"Two
things you discover when you're older and wiser —
you're not actually
any wiser, and behind the wrinkles, you're not any older, either."
~Robert Brault
A beautiful young man stands in the aisle of the
plane. Reading from his mini iPad. Tall and thin but built so nicely. A near
perfect body specimen, in my estimation. The kind I admire. Close cropped light
auburn hair. Tamed scruffy beard. Serious focus but gentle eyes that must
twinkle when amused. As he reads his head moves gently from left to right and
gently snaps back to the left for the next line.
I don't believe he stands to
show off. I think that he is in such good physical shape that it is simply
difficult for him to sit for long, cramping periods of time. Crisp white
T-shirt is a comfortable second skin to his torso. A gold band on his third
left finger. Toned muscular arms and slightly popped veins reveal the fact he
eats well and works out. He takes care of himself.. and probably whomever
else that gold band belongs.
In the seat beside him, a copper skinned, chestnut-haired
beauty. In the third, window seat is a
woman with smooth, deeply-toasted golden skin, champagne highlights on her
dark hair. Her graceful shoulder is all that I can see, with a single soft
freckle to accent it and maintain a slight distance from pure perfection.

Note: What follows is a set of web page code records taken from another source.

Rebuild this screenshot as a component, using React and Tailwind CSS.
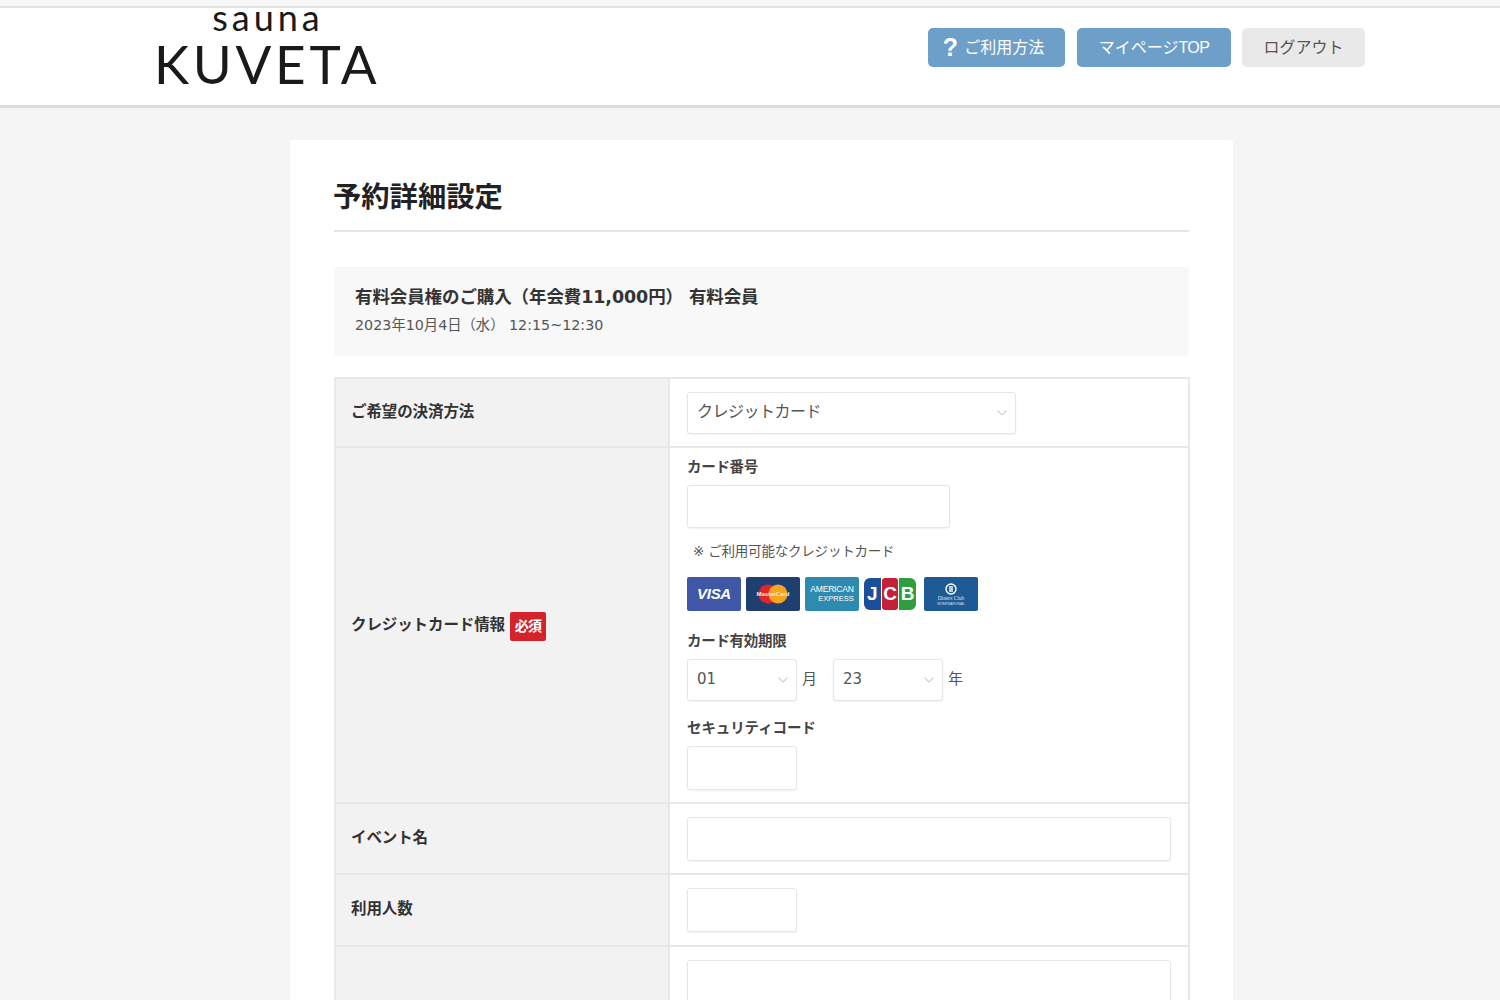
import React from 'react';

const FONT = "font-['DejaVu_Sans','Noto_Sans_CJK_JP',sans-serif]";

const Chevron = () => (
    <svg width="12" height="8" viewBox="0 0 12 8" fill="none" stroke="#d0d3d6" strokeWidth="1.2">
        <path d="M1.5 1.5 6 6l4.5-4.5" />
    </svg>
);

const Field = ({ className = '', children }) => (
    <div className={`bg-white border border-[#e6e6e6] rounded-[3px] shadow-[0_1px_2px_rgba(0,0,0,0.06)] ${className}`}>
        {children}
    </div>
);

const Select = ({ value, className = '', textClass = 'text-[16px] tracking-[-0.5px]' }) => (
    <Field className={`flex items-center justify-between pl-[9px] pr-[7px] ${className}`}>
        <span className={`${textClass} mb-[2px] text-[#555]`}>{value}</span>
        <Chevron />
    </Field>
);

const Row = ({ label, badge, className = '', bodyClass = '', children }) => (
    <div className={`grid grid-cols-[334px_1fr] border-b-2 border-[#e8e8e8] ${className}`}>
        <div className="flex items-center pl-[15px] bg-[#f2f2f2] border-r-2 border-[#e8e8e8] text-[15.5px] font-bold text-[#333]">
            {label && <span className={`tracking-[-0.1px] ${badge ? 'mt-[2px]' : ''}`}>{label}</span>}
            {badge && (
                <span className="ml-[5px] mt-[2px] w-[36px] h-[29px] flex items-center justify-center rounded-[2px] bg-[#d4232b] text-white text-[14px] font-bold tracking-[-0.8px]">
                    {badge}
                </span>
            )}
        </div>
        <div className={`pl-[17px] ${bodyClass}`}>{children}</div>
    </div>
);

const CardLogo = ({ className = '', children }) => (
    <div className={`w-[54px] h-[34px] rounded-[2px] flex flex-col items-center justify-center overflow-hidden ${className}`}>
        {children}
    </div>
);

const CardLogos = () => (
    <div className="mt-[16px] flex items-center">
        <CardLogo className="bg-[#3f57a6]">
            <span className="font-['Liberation_Sans',sans-serif] italic font-bold text-[15px] text-white tracking-[-0.3px]">VISA</span>
        </CardLogo>
        <CardLogo className="ml-[5px] bg-[#1f3f70] relative">
            <svg width="34" height="22" viewBox="0 0 34 22">
                <circle cx="12" cy="11" r="9.5" fill="#e0262d" />
                <circle cx="22" cy="11" r="9.5" fill="#f4a41f" />
            </svg>
            <span className="absolute font-['Liberation_Sans',sans-serif] font-bold text-[6px] leading-[8px] text-[#ffe9d6]">MasterCard</span>
        </CardLogo>
        <CardLogo className="ml-[5px] bg-[#2f8ab0] gap-[1px]">
            <span className="font-['Liberation_Sans',sans-serif] text-[8.5px] leading-[9px] text-white tracking-[-0.2px]">AMERICAN</span>
            <span className="font-['Liberation_Sans',sans-serif] text-[7.5px] leading-[8px] text-white pl-[8px]">EXPRESS</span>
        </CardLogo>
        <div className="ml-[5px] w-[52px] h-[32px] flex gap-[1px] font-['Liberation_Sans',sans-serif] font-bold text-[19px] text-white text-center leading-[32px]">
            <span className="flex-1 bg-[#1a4f9c] rounded-l-[6px]">J</span>
            <span className="flex-1 bg-[#c3213a] rounded-[3px]">C</span>
            <span className="flex-1 bg-[#2f9e3f] rounded-r-[6px]">B</span>
        </div>
        <CardLogo className="ml-[8px] bg-[#1d5a96]">
            <svg width="14" height="12" viewBox="0 0 14 12" fill="none" stroke="#fff" strokeWidth="1.4">
                <circle cx="7" cy="6" r="5" />
                <path d="M6 3v6M8 3v6" />
            </svg>
            <span className="font-['Liberation_Serif',serif] text-[5.5px] leading-[7px] text-[#d7e6f3]">Diners Club</span>
            <span className="font-['Liberation_Sans',sans-serif] text-[3.5px] leading-[4px] text-[#d7e6f3]">INTERNATIONAL</span>
        </CardLogo>
    </div>
);

const Header = () => (
    <header className="bg-white border-b-[3px] border-[#dcdcdc]">
        <div className="h-[8px] bg-[#f7f7f7] border-b-2 border-[#e2e2e2]" />
        <div className="h-[97px] flex items-start">
            <div className="ml-[154px] w-[224px] font-['Lato',sans-serif] text-[#1a1a1a] text-center">
                <div className="pl-[4px] text-[36px] leading-[22px] tracking-[4px] -mt-[2px]">sauna</div>
                <div className="mt-[9px] text-[53px] leading-[54px] tracking-[3.7px] whitespace-nowrap">KUVETA</div>
            </div>
            <nav className="ml-[550px] mt-[20px] flex text-[16px]">
                <a className="w-[137px] h-[39px] pr-[6px] flex items-center justify-center rounded-[5px] bg-[#6d9fc9] text-white">
                    <span className="text-[25px] font-bold font-['Liberation_Sans',sans-serif] mr-[6px]">?</span>ご利用方法
                </a>
                <a className="ml-[12px] w-[154px] h-[39px] flex items-center justify-center rounded-[5px] bg-[#6d9fc9] text-white">
                    マイページ<span className="font-['Liberation_Sans',sans-serif] tracking-[-0.6px]">TOP</span>
                </a>
                <a className="ml-[11px] w-[123px] h-[39px] flex items-center justify-center rounded-[5px] bg-[#e9e9e9] text-[#555]">
                    ログアウト
                </a>
            </nav>
        </div>
    </header>
);

const App = () => (
    <div className={`h-[1000px] overflow-hidden bg-[#f5f5f5] ${FONT}`}>
        <Header />
        <main className="ml-[290px] mt-[32px] w-[943px] bg-white rounded-t-[3px] px-[44px] pt-[40px] h-[900px]">
            <h1 className="pb-[15px] border-b-2 border-[#e6e6e6] text-[28.3px] leading-[35px] font-bold text-[#222] -indent-[1px]">
                予約詳細設定
            </h1>
            <section className="mt-[35px] h-[89px] bg-[#f8f8f8] rounded-[3px] pl-[21px] pt-[19px]">
                <p className="text-[17.5px] leading-[22px] font-bold text-[#333] tracking-[-0.1px]">
                    有料会員権のご購入（年会費11,000円） 有料会員
                </p>
                <p className="mt-[8px] text-[14.3px] leading-[18px] text-[#555]">
                    2023年10月4日（水） 12:15~12:30
                </p>
            </section>
            <section className="mt-[21px] w-[856px] border-2 border-b-0 border-[#e8e8e8]">
                <Row label="ご希望の決済方法" className="h-[69px]" bodyClass="flex items-center">
                    <Select value="クレジットカード" className="w-[329px] h-[42px]" />
                </Row>
                <Row label="クレジットカード情報" badge="必須" className="h-[356px]" bodyClass="pt-[9px]">
                    <div className="text-[14.5px] leading-[20px] font-bold text-[#444] tracking-[-0.3px]">カード番号</div>
                    <Field className="mt-[8px] w-[263px] h-[43px]" />
                    <div className="mt-[13px] ml-[6px] text-[13.5px] leading-[20px] text-[#555] tracking-[-0.2px]">※ ご利用可能なクレジットカード</div>
                    <CardLogos />
                    <div className="mt-[20px] text-[14.5px] leading-[20px] font-bold text-[#444] tracking-[-0.3px]">カード有効期限</div>
                    <div className="mt-[8px] flex items-center text-[15px] text-[#555]">
                        <Select value="01" className="w-[110px] h-[42px]" textClass="text-[15px]" />
                        <span className="ml-[5px] w-[31px] mb-[2px]">月</span>
                        <Select value="23" className="w-[110px] h-[42px]" textClass="text-[15px]" />
                        <span className="ml-[5px] mb-[2px]">年</span>
                    </div>
                    <div className="mt-[17px] text-[14.5px] leading-[20px] font-bold text-[#444] tracking-[-0.1px]">セキュリティコード</div>
                    <Field className="mt-[8px] w-[110px] h-[44px]" />
                </Row>
                <Row label="イベント名" className="h-[71px]" bodyClass="flex items-center">
                    <Field className="w-[484px] h-[44px]" />
                </Row>
                <Row label="利用人数" className="h-[72px]" bodyClass="flex items-center">
                    <Field className="w-[110px] h-[44px]" />
                </Row>
                <Row className="h-[120px]" bodyClass="pt-[13px]">
                    <Field className="w-[484px] h-[90px]" />
                </Row>
            </section>
        </main>
    </div>
);

export default App;
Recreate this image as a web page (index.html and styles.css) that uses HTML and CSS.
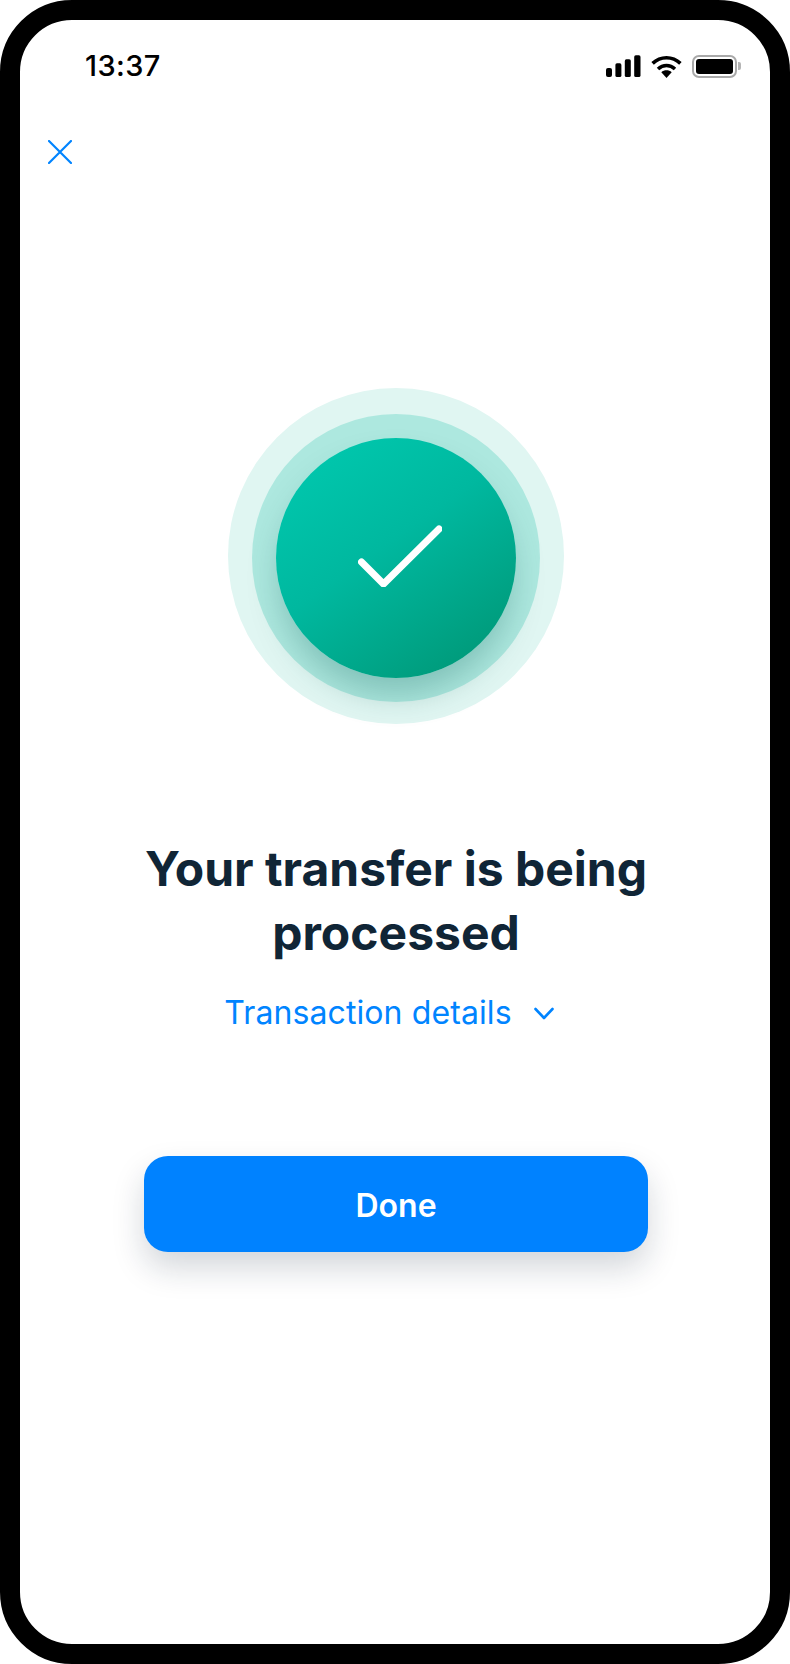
FILE: index.html
```html
<!DOCTYPE html>
<html lang="en">
<head>
<meta charset="utf-8">
<title>Transfer processing</title>
<link rel="stylesheet" href="styles.css">
</head>
<body>
<div class="device">
  <div class="screen">
    <header class="status-bar">
      <span class="time">13:37</span>
      <div class="status-icons">
        <svg class="signal" width="35" height="22" viewBox="0 0 35 22"><rect x="0" y="13" width="6" height="9" rx="2"/><rect x="9.4" y="8.3" width="6" height="13.7" rx="1.6"/><rect x="18.8" y="4.3" width="6" height="17.7" rx="1.6"/><rect x="28.2" y="0.3" width="6.3" height="21.7" rx="1.6"/></svg>
        <svg class="wifi" width="31" height="23" viewBox="0 0 31 23"><path d="M1.6 8.4C9.6 0.8 21.4 0.8 29.4 8.4" fill="none" stroke="#000" stroke-width="3.6"/><path d="M7 14C12 9.4 19 9.4 24 14" fill="none" stroke="#000" stroke-width="3.6"/><path d="M10.3 17.3C13.2 14.7 17.8 14.7 20.7 17.3L15.5 23Z"/></svg>
        <div class="battery">
          <div class="battery-case"><div class="battery-level"></div></div>
          <div class="battery-nub"></div>
        </div>
      </div>
    </header>
    <button class="close" aria-label="Close">
      <svg width="24" height="24" viewBox="0 0 24 24"><path d="M1 1L23 23M23 1L1 23" fill="none" stroke="#0084ff" stroke-width="2.2" stroke-linecap="round"/></svg>
    </button>
    <main class="content">
      <div class="ring-outer">
        <div class="ring-middle">
          <div class="ring-inner">
            <svg class="check" width="84" height="62" viewBox="0 0 84 62"><path d="M3.5 37L25.5 59L81 4" fill="none" stroke="#fff" stroke-width="7" stroke-linecap="round" stroke-linejoin="round"/></svg>
          </div>
        </div>
      </div>
      <h1 class="title">Your transfer is being<br>processed</h1>
      <a class="details">
        <span>Transaction details</span>
        <svg width="20" height="14" viewBox="0 0 20 14"><path d="M1.5 2L10 11L18.5 2" fill="none" stroke="#0084ff" stroke-width="2.6" stroke-linecap="round" stroke-linejoin="round"/></svg>
      </a>
      <button class="done">Done</button>
    </main>
  </div>
</div>
</body>
</html>
```
FILE: styles.css
```css
* { box-sizing: border-box; }
html, body { margin: 0; padding: 0; background: #fff; }
body { font-family: Inter, "Liberation Sans", sans-serif; }

.device {
  width: 790px;
  height: 1664px;
  border: 20px solid #000;
  border-radius: 72px;
  overflow: hidden;
  background: #fff;
}
.screen { display: flex; flex-direction: column; height: 100%; }

.status-bar {
  display: flex;
  justify-content: space-between;
  align-items: center;
  height: 52px;
  margin-top: 20px;
  padding: 0 29px 0 65px;
}
.time {
  font-size: 29px;
  font-weight: 500;
  line-height: 34px;
  letter-spacing: 0.4px;
  color: #000;
}
.status-icons { display: flex; align-items: center; gap: 10px; }
.signal { display: block; }
.wifi { display: block; }
.battery { display: flex; align-items: center; gap: 1px; }
.battery-case {
  width: 45px;
  height: 23px;
  border: 2px solid #a9a9a9;
  border-radius: 7px;
  padding: 2px;
}
.battery-level { width: 100%; height: 100%; background: #000; border-radius: 3px; }
.battery-nub { width: 3px; height: 8px; background: #b5b5b5; border-radius: 0 2px 2px 0; }

.close {
  align-self: flex-start;
  display: block;
  margin: 48px 0 0 28px;
  padding: 0;
  width: 24px;
  height: 24px;
  border: 0;
  background: none;
}
.close svg { display: block; }

.content {
  display: flex;
  flex-direction: column;
  align-items: center;
  margin-top: 224px;
  padding-left: 2px;
}
.ring-outer {
  display: flex;
  align-items: center;
  justify-content: center;
  width: 336px;
  height: 336px;
  padding-top: 3px;
  border-radius: 50%;
  background: #e0f6f2;
}
.ring-middle {
  display: flex;
  align-items: center;
  justify-content: center;
  width: 288px;
  height: 288px;
  border-radius: 50%;
  background: #ade8df;
}
.ring-inner {
  display: flex;
  align-items: center;
  justify-content: center;
  width: 240px;
  height: 240px;
  border-radius: 50%;
  background: linear-gradient(145deg, #00c7ad 10%, #00b89f 45%, #009675 95%);
  box-shadow: 0 20px 32px -4px rgba(0, 80, 75, 0.26);
}
.check { display: block; margin: 0 0 4px 7px; }

.title {
  margin: 113px 0 0;
  font-size: 48px;
  font-weight: 700;
  line-height: 64px;
  text-align: center;
  color: #102536;
}
.details {
  display: flex;
  align-items: center;
  gap: 22px;
  margin-top: 26px;
  margin-right: 14px;
  font-size: 32px;
  line-height: 44px;
  letter-spacing: 0.1px;
  color: #0084ff;
}
.details svg { display: block; margin-top: 2px; }
.done {
  display: block;
  width: 504px;
  height: 96px;
  margin-top: 121px;
  padding: 2px 0 0;
  border: 0;
  border-radius: 24px;
  background: #0082ff;
  color: #fff;
  font-family: inherit;
  font-size: 32px;
  font-weight: 600;
  box-shadow: 0 16px 32px rgba(16, 35, 53, 0.18);
}
```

How the years pass and someday even as they take care
of these bodies, time will change the texture and gravity will pull and the
tone will change.

I want to travel and explore and
discover. I want to pick up my grandchildren and carry them in my hip and
play in the trees with them. That is my choice. Those are the things I
want. I love what Caroline McHugh calls older people in her TED talk with
her Gaelic brogue:
“wrinklies”. I’m
becoming a wrinkly and proud of it.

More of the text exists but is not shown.